Seeing poetry in motion
What makes these findings particularly striking is how they reveal the sophisticated planning that occurs inside AI systems. According to Amodei, researchers can now observe how models plan ahead for rhymes when writing poetry and how they share concepts across different languages.
"Even though we've only found a small number of circuits through a manual process, we can already use them to see how a model reasons through problems—for example how it plans ahead for rhymes when writing poetry, and how it shares concepts across languages." Amodei
The Anthropic founder notes that while these advances are impressive, they represent only the beginning. His team is "working on ways to automate the finding of circuits," as they believe "there are millions within a model that interact in complex ways."
Why this matters now
This breakthrough comes at a critical moment for AI development.

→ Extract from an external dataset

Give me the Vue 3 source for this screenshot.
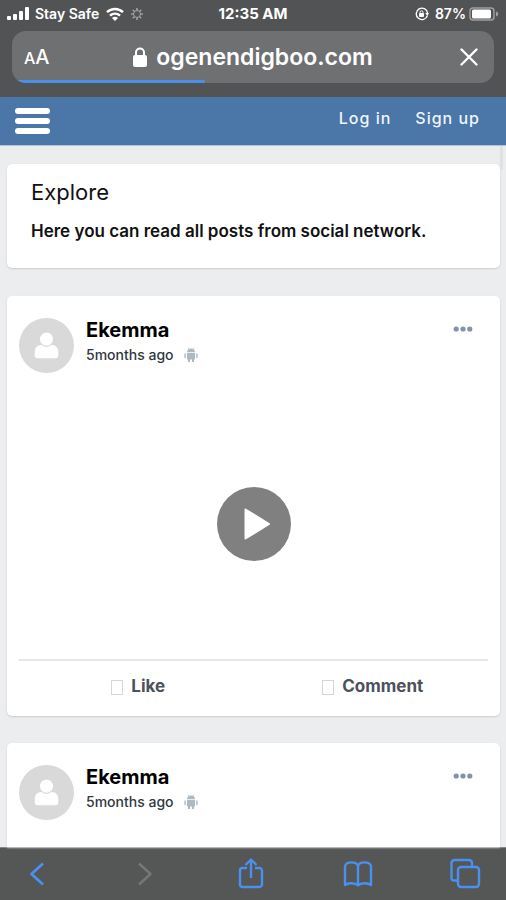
<script setup>
const posts = [
  { id: 1, author: 'Ekemma', time: '5months ago', loaded: true },
  { id: 2, author: 'Ekemma', time: '5months ago', loaded: false },
]
</script>

<template>
  <div class="screen">
    <header class="browser">
      <div class="status">
        <div class="status-side">
          <svg class="signal" viewBox="0 0 22 14" aria-hidden="true">
            <rect x="0" y="9" width="4" height="4" rx="1" />
            <rect x="6" y="7" width="4" height="6" rx="1" />
            <rect x="12" y="4" width="4" height="9" rx="1" />
            <rect x="18" y="0" width="4" height="13" rx="1" />
          </svg>
          <span>Stay Safe</span>
          <svg class="wifi" viewBox="0 0 20 14" aria-hidden="true">
            <path d="M2 5.2a11.6 11.6 0 0 1 16 0M5 8.6a7.2 7.2 0 0 1 10 0" fill="none" stroke="#fff" stroke-width="2.4" />
            <path d="M7 11a4.2 4.2 0 0 1 6 0l-3 3z" />
          </svg>
          <svg class="spinner" viewBox="0 0 12 12" aria-hidden="true">
            <circle cx="6" cy="6" r="3.5" fill="none" stroke="#aaa" stroke-width="1" />
            <path d="M6 0v2M6 10v2M0 6h2M10 6h2M1.8 1.8l1.4 1.4M8.8 8.8l1.4 1.4M1.8 10.2l1.4-1.4M8.8 3.2l1.4-1.4" stroke="#bbb" stroke-width="1.2" />
          </svg>
        </div>
        <span class="clock">12:35 AM</span>
        <div class="status-side right">
          <svg class="rotation" viewBox="0 0 14 14" aria-hidden="true">
            <path d="M12.4 8.6A5.7 5.7 0 1 1 12.6 6" fill="none" stroke="#fff" stroke-width="1.4" />
            <path d="M10.2 6h3.8l-1.6 3z" />
            <rect x="4" y="6" width="5" height="4" rx="1" />
            <path d="M5 6.500V5.300a1.500 1.500 0 0 1 3 0v1.200" fill="none" stroke="#fff" />
          </svg>
          <span>87%</span>
          <svg class="battery" viewBox="0 0 30 14" aria-hidden="true">
            <rect x="1" y="1" width="24" height="12" rx="3" fill="none" stroke="#a0a0a0" stroke-width="1.4" />
            <rect x="3" y="2.500" width="19" height="9" rx="1.500" />
            <path d="M27 4.500c3 .8 3 4.200 0 5z" fill="#a0a0a0" />
          </svg>
        </div>
      </div>
      <div class="address">
        <button class="text-size" type="button" aria-label="Text size"><span class="small-a">A</span>A</button>
        <div class="site">
          <svg class="lock" viewBox="0 0 14 20" aria-hidden="true">
            <path d="M3 10V5.500a4 4 0 0 1 8 0V10" fill="none" stroke="#fff" stroke-width="2" />
            <rect x="0" y="8" width="14" height="12" rx="2" />
          </svg>
          <span>ogenendigboo.com</span>
        </div>
        <button class="stop" type="button" aria-label="Stop loading">
          <svg viewBox="0 0 18 18"><path d="M1.500 1.500l15 15M16.500 1.500l-15 15" fill="none" stroke="#fff" stroke-width="2.400" stroke-linecap="round" /></svg>
        </button>
        <div class="progress"></div>
      </div>
    </header>

    <nav class="navbar">
      <button class="menu" type="button" aria-label="Menu">
        <span></span><span></span><span></span>
      </button>
      <div class="links">
        <a href="#login">Log in</a>
        <a href="#signup">Sign up</a>
      </div>
    </nav>

    <main class="feed">
      <section class="card intro">
        <h1>Explore</h1>
        <p>Here you can read all posts from social network.</p>
      </section>

      <article v-for="post in posts" :key="post.id" class="card post" :class="{ pending: !post.loaded }">
        <div class="post-head">
          <svg class="avatar" viewBox="0 0 56 56" aria-hidden="true">
            <circle cx="28" cy="28" r="28" fill="#d9d9d9" />
            <path d="M16 38v-3.500c0-4 2.500-7 6.500-7h11c4 0 6.500 3 6.500 7V38c0 2-1 3-3 3H19c-2 0-3-1-3-3z" fill="#fff" />
            <circle cx="28" cy="21.500" r="7.300" fill="#fff" stroke="#d9d9d9" stroke-width="1.200" />
          </svg>
          <div class="who">
            <h2>{{ post.author }}</h2>
            <div class="meta">
              <span>{{ post.time }}</span>
              <svg class="android" viewBox="0 0 14 16" aria-hidden="true">
                <path d="M3 5.200a4 3.800 0 0 1 8 0zM3 6h8v6.500H3zM4 12h2v3H4zM8 12h2v3H8z" fill="#aebac2" />
                <path d="M4 .5l1 1.700M10 .5L9 2.200" stroke="#c3ccd2" stroke-width=".8" />
                <path d="M1.100 7v3.500M12.900 7v3.500" stroke="#b7c2ca" stroke-width="1.600" stroke-linecap="round" />
              </svg>
            </div>
          </div>
          <button class="more" type="button" aria-label="More options">
            <svg viewBox="0 0 20 6"><circle cx="3.200" cy="3" r="2.600" /><circle cx="10" cy="3" r="2.600" /><circle cx="16.800" cy="3" r="2.600" /></svg>
          </button>
        </div>
        <template v-if="post.loaded">
          <div class="video">
            <button class="play" type="button" aria-label="Play video">
              <svg viewBox="0 0 74 74">
                <circle cx="37" cy="37" r="37" fill="#808080" />
                <path d="M28.500 22.500L52 37 28.500 51.500z" fill="#fff" stroke="#fff" stroke-width="2" stroke-linejoin="round" />
              </svg>
            </button>
          </div>
          <div class="actions">
            <button type="button"><i class="box"></i>Like</button>
            <button type="button"><i class="box"></i>Comment</button>
          </div>
        </template>
      </article>
      <div class="scroll-thumb"></div>
    </main>

    <footer class="toolbar">
      <button type="button" aria-label="Back">
        <svg viewBox="0 0 32 32"><path d="M21 5.500L9.500 16 21 26.500" stroke-width="2.800" /></svg>
      </button>
      <button type="button" aria-label="Forward" disabled>
        <svg viewBox="0 0 32 32"><path d="M10 5.500L21.500 16 10 26.500" stroke-width="2.400" /></svg>
      </button>
      <button type="button" aria-label="Share">
        <svg viewBox="0 0 32 32"><path d="M11 10H6.500A2.500 2.500 0 0 0 4 12.500v14A2.500 2.500 0 0 0 6.500 29h17a2.500 2.500 0 0 0 2.500-2.500v-14a2.500 2.500 0 0 0-2.500-2.500H19M15 20V1.500M9.500 7L15 1.500 20.500 7" /></svg>
      </button>
      <button type="button" aria-label="Bookmarks">
        <svg viewBox="0 0 32 32"><path d="M16 8v19.500M16 8C14.500 3.200 4.500 3.200 3 8v19c3-2.500 10-2.500 13 .5 3-3 10-3 13-.5V8C27.500 3.200 17.500 3.200 16 8z" /></svg>
      </button>
      <button type="button" aria-label="Tabs">
        <svg viewBox="0 0 32 32"><rect x="9" y="9" width="21" height="20" rx="3" /><path d="M8 22.500H5A2.500 2.500 0 0 1 2.500 20V5A3 3 0 0 1 5.500 2H20a3 3 0 0 1 3 3v3" /></svg>
      </button>
    </footer>
  </div>
</template>

<style>
body {
  margin: 0;
}
</style>

<style scoped>
.screen {
  display: flex;
  flex-direction: column;
  min-height: 100vh;
  background: #ebedef;
  color: #111;
  font-family: Inter, "Liberation Sans", sans-serif;
}

button {
  padding: 0;
  border: 0;
  background: none;
  color: inherit;
  font: inherit;
}

svg {
  display: block;
}

.browser {
  flex: none;
  padding: 0 12px 14px;
  background: #525354;
  color: #fff;
}

.status {
  display: grid;
  grid-template-columns: 1fr auto 1fr;
  align-items: center;
  height: 27px;
  margin: 0 -5px 4px;
  font-size: 14px;
  font-weight: 600;
}

.clock {
  font-size: 15px;
  font-weight: 700;
}

.status-side {
  display: flex;
  align-items: center;
  gap: 6px;
  white-space: nowrap;
}

.right {
  justify-content: flex-end;
}

.signal,
.lock,
.wifi,
.rotation,
.battery {
  fill: #fff;
}

.signal {
  width: 22px;
  height: 14px;
}

.wifi {
  width: 20px;
  height: 14px;
}

.spinner {
  width: 12px;
  height: 12px;
}

.rotation {
  width: 14px;
  height: 14px;
}

.battery {
  width: 30px;
  height: 14px;
  margin-left: -3px;
}

.address {
  position: relative;
  display: grid;
  grid-template-columns: 1fr auto 1fr;
  align-items: center;
  height: 52px;
  padding: 0 12px;
  border-radius: 14px;
  background: #6f7072;
  overflow: hidden;
}

.text-size {
  justify-self: start;
  font-size: 20px;
  font-weight: 500;
}

.small-a {
  font-size: 16px;
}

.site {
  display: flex;
  align-items: center;
  gap: 9px;
  font-size: 23px;
  font-weight: 600;
}

.lock {
  width: 14px;
  height: 20px;
}

.stop {
  justify-self: end;
  width: 18px;
  height: 18px;
  margin-right: 4px;
}

.progress {
  position: absolute;
  left: 0;
  bottom: 0;
  width: 40%;
  height: 3px;
  border-radius: 0 2px 2px 0;
  background: #4a90e8;
}

.navbar {
  display: flex;
  flex: none;
  align-items: center;
  justify-content: space-between;
  height: 48px;
  padding: 0 26px 0 15px;
  border-bottom: 1px solid #b4c4d8;
  background: #4a76a8;
}

.menu {
  display: grid;
  gap: 4px;
  width: 35px;
}

.menu span {
  height: 6px;
  border-radius: 3px;
  background: #fff;
}

.links {
  display: flex;
  gap: 24px;
  padding-bottom: 6px;
}

.links a {
  color: #f0f5fb;
  font-size: 16px;
  font-weight: 500;
  letter-spacing: 1px;
  text-decoration: none;
}

.feed {
  position: relative;
  display: flex;
  flex: 1;
  flex-direction: column;
  gap: 28px;
  padding: 18px 6px 0 7px;
}

.card {
  flex: none;
  border-radius: 5px;
  background: #fff;
  box-shadow: 0 1px 2px #c8cccf;
}

.intro {
  padding: 14px 24px 24px;
}

.intro h1 {
  margin: 0 0 12px;
  font-size: 22px;
  font-weight: 400;
  line-height: 28px;
}

.intro p {
  margin: 0;
  font-size: 17px;
  font-weight: 600;
  line-height: 26px;
}

.post {
  padding: 22px 12px 0;
}

.post + .post {
  margin-top: -1px;
}

.pending {
  flex: 1;
  border-radius: 5px 5px 0 0;
}

.post-head {
  display: flex;
  align-items: flex-start;
  gap: 12px;
}

.avatar {
  width: 55px;
  height: 55px;
}

.who {
  flex: 1;
}

.who h2 {
  margin: 0;
  color: #000;
  font-size: 20px;
  font-weight: 700;
  line-height: 24px;
}

.meta {
  display: flex;
  align-items: center;
  gap: 10px;
  margin-top: 3px;
  color: #303840;
  font-size: 14px;
  font-weight: 500;
  line-height: 20px;
}

.android {
  width: 14px;
  height: 16px;
}

.more {
  width: 20px;
  margin: 8px 15px 0 0;
  fill: #8291ad;
}

.video {
  display: grid;
  place-items: center;
  height: 286px;
}

.play {
  width: 74px;
  height: 74px;
  margin-top: 16px;
}

.actions {
  display: grid;
  grid-template-columns: 1fr 1fr;
  border-top: 2px solid #e5e6e7;
}

.actions button {
  display: flex;
  align-items: center;
  justify-content: center;
  gap: 8px;
  height: 55px;
  padding: 0 0 6px 4px;
  color: #4c515b;
  font-size: 17px;
  font-weight: 700;
}

.box {
  box-sizing: border-box;
  width: 12px;
  height: 15px;
  margin-top: 4px;
  border: 1px solid #d6d6d6;
}

.scroll-thumb {
  position: absolute;
  top: 0;
  right: 3px;
  width: 3px;
  height: 24px;
  border-radius: 0 0 2px 2px;
  background: #dfe1e4;
}

.toolbar {
  display: flex;
  flex: none;
  align-items: center;
  justify-content: space-between;
  height: 52px;
  padding: 0 25px 0 22px;
  border-top: 1px solid #858585;
  background: #555656;
}

.toolbar button {
  width: 32px;
  height: 32px;
}

.toolbar svg {
  fill: none;
  stroke: #4a90ee;
  stroke-width: 2.4;
  stroke-linejoin: round;
}

.toolbar button:disabled svg {
  stroke: #767778;
}
</style>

Interpreting model thinking processes has implications that extend far beyond academic interest, potentially addressing key concerns about AI safety and reliability.
The technology leader describes a vision of using these techniques to perform what he calls a "brain scan" of advanced AI systems, identifying issues including "tendencies to lie or deceive, power-seeking, flaws in jailbreaks, cognitive strengths and weaknesses of the model as a whole."
"Our long-run aspiration is to be able to look at a state-of-the-art model and essentially do a 'brain scan': a checkup that has a high probability of identifying a wide range of issues... This would then be used in tandem with the various techniques for training and aligning models, a bit like how a doctor might do an MRI to diagnose a disease, then prescribe a drug to treat it." Amodei
These advances come as Anthropic and other major AI labs race to develop increasingly capable systems. The company's research efforts suggest that the interpretability field has moved from identifying individual concepts to mapping the complex relationships between them, offering unprecedented visibility into artificial reasoning.